Владимир Хотиненко - Новые русские бесы
Для меня это абсолютно принципиальная позиция: мне нужен был именно такой герой – как лакмусовая бумажка. И то время, в которое он мог существовать, как предлагаемая ситуация.
– Год – это достаточное время для того, чтобы досконально изучить историю Псковской миссии. Какие моменты вас заинтересовали более всего?
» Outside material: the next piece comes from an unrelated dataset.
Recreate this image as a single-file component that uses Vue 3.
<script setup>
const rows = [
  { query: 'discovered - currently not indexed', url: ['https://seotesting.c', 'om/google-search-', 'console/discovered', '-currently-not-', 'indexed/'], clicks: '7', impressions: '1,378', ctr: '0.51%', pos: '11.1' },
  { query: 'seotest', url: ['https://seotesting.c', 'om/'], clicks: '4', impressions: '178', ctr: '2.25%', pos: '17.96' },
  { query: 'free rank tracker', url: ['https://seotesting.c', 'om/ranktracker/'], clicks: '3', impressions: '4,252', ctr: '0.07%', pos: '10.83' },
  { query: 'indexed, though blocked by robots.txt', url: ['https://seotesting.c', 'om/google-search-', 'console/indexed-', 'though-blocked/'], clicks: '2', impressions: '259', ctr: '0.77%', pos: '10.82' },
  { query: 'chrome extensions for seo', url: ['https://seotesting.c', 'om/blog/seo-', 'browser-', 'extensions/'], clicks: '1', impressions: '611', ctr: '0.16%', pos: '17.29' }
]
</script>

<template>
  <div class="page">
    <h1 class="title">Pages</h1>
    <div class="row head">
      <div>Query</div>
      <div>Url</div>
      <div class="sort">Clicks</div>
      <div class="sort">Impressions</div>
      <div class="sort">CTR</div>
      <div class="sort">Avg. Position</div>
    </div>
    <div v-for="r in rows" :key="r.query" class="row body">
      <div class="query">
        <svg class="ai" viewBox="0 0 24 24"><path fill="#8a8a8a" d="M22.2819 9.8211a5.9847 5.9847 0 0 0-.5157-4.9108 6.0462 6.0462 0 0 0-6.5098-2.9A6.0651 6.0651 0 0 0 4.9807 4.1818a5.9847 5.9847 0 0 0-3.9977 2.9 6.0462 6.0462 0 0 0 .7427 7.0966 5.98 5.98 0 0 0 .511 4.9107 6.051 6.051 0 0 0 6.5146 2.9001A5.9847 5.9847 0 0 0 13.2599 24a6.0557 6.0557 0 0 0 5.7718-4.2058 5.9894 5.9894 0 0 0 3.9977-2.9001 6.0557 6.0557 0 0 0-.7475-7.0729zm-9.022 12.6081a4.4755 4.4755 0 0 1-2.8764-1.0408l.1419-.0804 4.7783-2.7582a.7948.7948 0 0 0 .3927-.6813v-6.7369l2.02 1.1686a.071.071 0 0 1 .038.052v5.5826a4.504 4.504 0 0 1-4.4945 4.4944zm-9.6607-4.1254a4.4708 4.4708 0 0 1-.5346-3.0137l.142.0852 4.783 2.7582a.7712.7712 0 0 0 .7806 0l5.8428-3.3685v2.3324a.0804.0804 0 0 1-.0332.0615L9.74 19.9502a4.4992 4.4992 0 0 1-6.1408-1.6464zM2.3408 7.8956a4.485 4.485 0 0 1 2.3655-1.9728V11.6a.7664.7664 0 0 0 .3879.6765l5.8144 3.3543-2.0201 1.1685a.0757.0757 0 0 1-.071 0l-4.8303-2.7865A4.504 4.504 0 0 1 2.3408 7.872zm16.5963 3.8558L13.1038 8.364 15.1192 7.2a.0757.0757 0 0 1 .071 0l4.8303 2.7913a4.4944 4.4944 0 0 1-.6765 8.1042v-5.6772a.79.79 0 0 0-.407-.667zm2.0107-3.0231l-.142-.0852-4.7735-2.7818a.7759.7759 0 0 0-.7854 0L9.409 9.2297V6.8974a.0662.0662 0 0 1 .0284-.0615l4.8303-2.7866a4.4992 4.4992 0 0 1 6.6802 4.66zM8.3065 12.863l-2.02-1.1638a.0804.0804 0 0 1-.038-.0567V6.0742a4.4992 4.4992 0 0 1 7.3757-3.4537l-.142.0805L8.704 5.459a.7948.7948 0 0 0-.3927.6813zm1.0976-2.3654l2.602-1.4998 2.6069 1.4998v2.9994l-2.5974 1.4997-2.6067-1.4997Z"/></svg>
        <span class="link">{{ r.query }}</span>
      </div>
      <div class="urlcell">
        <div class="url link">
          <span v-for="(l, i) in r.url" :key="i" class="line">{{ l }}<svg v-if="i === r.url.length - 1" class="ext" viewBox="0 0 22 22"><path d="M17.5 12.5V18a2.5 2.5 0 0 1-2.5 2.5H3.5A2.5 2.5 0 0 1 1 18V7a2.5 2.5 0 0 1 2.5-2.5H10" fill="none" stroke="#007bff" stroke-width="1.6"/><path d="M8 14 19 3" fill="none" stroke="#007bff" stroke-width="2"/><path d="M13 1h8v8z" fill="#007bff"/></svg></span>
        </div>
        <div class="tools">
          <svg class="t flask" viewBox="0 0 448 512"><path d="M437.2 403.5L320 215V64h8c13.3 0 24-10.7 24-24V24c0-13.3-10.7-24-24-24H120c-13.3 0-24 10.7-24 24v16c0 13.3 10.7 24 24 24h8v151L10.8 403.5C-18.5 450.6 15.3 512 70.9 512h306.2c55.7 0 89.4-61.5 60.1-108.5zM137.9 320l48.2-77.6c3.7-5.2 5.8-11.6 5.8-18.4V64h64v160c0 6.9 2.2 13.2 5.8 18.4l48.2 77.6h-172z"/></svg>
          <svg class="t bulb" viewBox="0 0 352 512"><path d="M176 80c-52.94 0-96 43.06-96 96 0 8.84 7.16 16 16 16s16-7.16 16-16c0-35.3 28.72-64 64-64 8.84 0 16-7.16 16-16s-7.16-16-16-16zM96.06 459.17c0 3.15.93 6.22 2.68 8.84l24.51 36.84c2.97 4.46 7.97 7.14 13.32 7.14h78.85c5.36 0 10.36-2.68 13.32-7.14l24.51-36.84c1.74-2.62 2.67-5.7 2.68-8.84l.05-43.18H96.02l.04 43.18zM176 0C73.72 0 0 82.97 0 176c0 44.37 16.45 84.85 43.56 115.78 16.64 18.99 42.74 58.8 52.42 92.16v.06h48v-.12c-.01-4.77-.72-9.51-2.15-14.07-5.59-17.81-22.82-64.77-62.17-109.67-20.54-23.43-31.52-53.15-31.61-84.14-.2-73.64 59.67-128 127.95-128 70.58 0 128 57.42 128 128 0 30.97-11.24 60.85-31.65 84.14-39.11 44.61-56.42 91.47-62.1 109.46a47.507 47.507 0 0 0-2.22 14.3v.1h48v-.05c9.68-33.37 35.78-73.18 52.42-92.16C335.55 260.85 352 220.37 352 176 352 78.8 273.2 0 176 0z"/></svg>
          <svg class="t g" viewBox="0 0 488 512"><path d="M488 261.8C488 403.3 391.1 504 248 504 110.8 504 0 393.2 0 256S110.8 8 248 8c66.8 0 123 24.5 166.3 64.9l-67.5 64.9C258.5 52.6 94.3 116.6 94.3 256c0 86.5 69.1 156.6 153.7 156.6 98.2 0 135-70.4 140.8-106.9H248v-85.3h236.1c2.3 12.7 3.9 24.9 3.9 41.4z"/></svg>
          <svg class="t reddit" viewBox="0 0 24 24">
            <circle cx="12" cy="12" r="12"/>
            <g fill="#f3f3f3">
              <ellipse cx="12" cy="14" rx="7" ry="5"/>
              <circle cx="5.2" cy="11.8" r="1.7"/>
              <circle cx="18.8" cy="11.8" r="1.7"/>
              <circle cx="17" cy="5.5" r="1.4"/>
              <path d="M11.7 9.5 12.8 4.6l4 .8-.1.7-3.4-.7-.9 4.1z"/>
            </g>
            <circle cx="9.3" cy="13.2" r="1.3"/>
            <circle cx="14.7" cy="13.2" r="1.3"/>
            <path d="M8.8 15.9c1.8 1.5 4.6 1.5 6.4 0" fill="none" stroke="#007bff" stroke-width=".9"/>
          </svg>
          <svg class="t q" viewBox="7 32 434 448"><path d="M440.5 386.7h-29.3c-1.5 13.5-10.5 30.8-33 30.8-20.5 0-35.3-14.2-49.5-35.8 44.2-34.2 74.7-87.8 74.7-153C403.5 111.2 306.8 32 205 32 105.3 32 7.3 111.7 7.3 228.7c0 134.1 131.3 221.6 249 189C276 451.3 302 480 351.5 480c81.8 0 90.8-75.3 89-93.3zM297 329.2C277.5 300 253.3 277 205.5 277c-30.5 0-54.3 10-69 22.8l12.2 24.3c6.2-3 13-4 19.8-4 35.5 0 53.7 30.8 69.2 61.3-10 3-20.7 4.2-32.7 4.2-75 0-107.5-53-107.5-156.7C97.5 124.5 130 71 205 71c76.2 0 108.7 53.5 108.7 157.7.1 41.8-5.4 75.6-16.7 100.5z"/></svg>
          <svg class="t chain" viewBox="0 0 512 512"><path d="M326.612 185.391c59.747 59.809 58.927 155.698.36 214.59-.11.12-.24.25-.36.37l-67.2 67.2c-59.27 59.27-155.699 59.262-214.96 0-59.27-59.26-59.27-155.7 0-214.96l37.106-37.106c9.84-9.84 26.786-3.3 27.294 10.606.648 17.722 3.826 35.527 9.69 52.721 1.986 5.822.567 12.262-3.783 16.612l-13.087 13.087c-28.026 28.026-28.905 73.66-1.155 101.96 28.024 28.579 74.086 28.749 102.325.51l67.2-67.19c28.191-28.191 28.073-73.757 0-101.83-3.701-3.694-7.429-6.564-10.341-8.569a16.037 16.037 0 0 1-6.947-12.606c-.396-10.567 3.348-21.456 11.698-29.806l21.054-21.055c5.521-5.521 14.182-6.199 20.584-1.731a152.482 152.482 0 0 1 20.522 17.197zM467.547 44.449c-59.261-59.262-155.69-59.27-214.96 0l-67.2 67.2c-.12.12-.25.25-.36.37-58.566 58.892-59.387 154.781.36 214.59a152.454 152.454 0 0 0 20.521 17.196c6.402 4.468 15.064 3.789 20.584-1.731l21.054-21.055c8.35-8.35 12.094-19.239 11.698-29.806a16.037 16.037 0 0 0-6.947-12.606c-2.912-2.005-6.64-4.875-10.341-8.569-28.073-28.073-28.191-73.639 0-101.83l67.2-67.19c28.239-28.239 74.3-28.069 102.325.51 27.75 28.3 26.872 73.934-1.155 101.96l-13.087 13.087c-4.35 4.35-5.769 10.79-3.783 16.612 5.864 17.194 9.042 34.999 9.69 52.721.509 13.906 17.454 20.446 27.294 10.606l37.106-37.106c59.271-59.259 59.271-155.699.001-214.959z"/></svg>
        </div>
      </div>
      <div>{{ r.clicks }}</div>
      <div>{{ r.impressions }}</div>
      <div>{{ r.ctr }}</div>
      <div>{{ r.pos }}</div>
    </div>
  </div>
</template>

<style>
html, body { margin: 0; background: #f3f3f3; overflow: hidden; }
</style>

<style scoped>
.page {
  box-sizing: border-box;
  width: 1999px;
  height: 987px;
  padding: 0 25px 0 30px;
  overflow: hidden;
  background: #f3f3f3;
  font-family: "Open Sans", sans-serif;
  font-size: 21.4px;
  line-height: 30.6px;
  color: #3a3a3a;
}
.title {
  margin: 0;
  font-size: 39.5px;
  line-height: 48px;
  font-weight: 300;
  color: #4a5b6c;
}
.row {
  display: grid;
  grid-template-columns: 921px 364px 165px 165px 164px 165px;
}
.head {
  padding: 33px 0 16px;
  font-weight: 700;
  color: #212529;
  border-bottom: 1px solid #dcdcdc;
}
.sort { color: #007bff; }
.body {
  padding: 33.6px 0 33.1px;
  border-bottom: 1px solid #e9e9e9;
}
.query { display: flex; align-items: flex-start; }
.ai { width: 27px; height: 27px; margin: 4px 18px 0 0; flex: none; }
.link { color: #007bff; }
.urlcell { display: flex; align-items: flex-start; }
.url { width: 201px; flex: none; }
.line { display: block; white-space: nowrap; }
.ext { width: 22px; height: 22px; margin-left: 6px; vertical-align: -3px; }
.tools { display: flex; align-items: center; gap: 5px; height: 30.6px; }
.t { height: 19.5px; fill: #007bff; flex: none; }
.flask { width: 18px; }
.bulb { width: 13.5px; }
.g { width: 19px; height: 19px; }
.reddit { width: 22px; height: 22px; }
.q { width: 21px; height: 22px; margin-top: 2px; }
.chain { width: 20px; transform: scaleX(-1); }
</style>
– Их много. Сразу стало ясно, что нельзя объять необъятное. Я понимал, что некоторым людям это все будет очень сложно воспринять. Например, история – неважно, легенда это или не легенда, – о том, как немцы спасли Иверскую икону Божией Матери. А есть и хроника, и фотографии. Это сложно понять. Может, они выдумали, а может, и нет, но ее спас из пожара немецкий солдат. И в это можно поверить, ведь они не все были животными и зверьми. Я сам читал нормальные, человеческие воспоминания немцев. Или вот, например, запомнилась фотография, где сидят священники и немецкие офицеры. Глядя на нее, я понимал, сколько она может вызвать разноречивых мнений. Еще мне было интересно то (хотя я об этом особенно не думал), что многие священники, пришедшие работать в Псковскую миссию, – кстати, не только они, но и бежавшие от большевиков эмигранты, – воспринимали немцев как освободителей. Может, закрывали глаза, может, лукавили перед самими собой, но им казалось тогда, что немцы могут освободить Россию, которую они любили не меньше нашего, очистить ее от «большевистской заразы». Еще для меня было очень важно – и это похоже на правду, – что если бы еще пару лет не было войны, то в России не осталось бы ни одного храма. Что это такое? Промысел Божий? И они так именно к этому и относились. А у них была миссия служить Богу и России, они не служили большевикам. Вот такая идея их жизни, и они считали, что все делали правильно.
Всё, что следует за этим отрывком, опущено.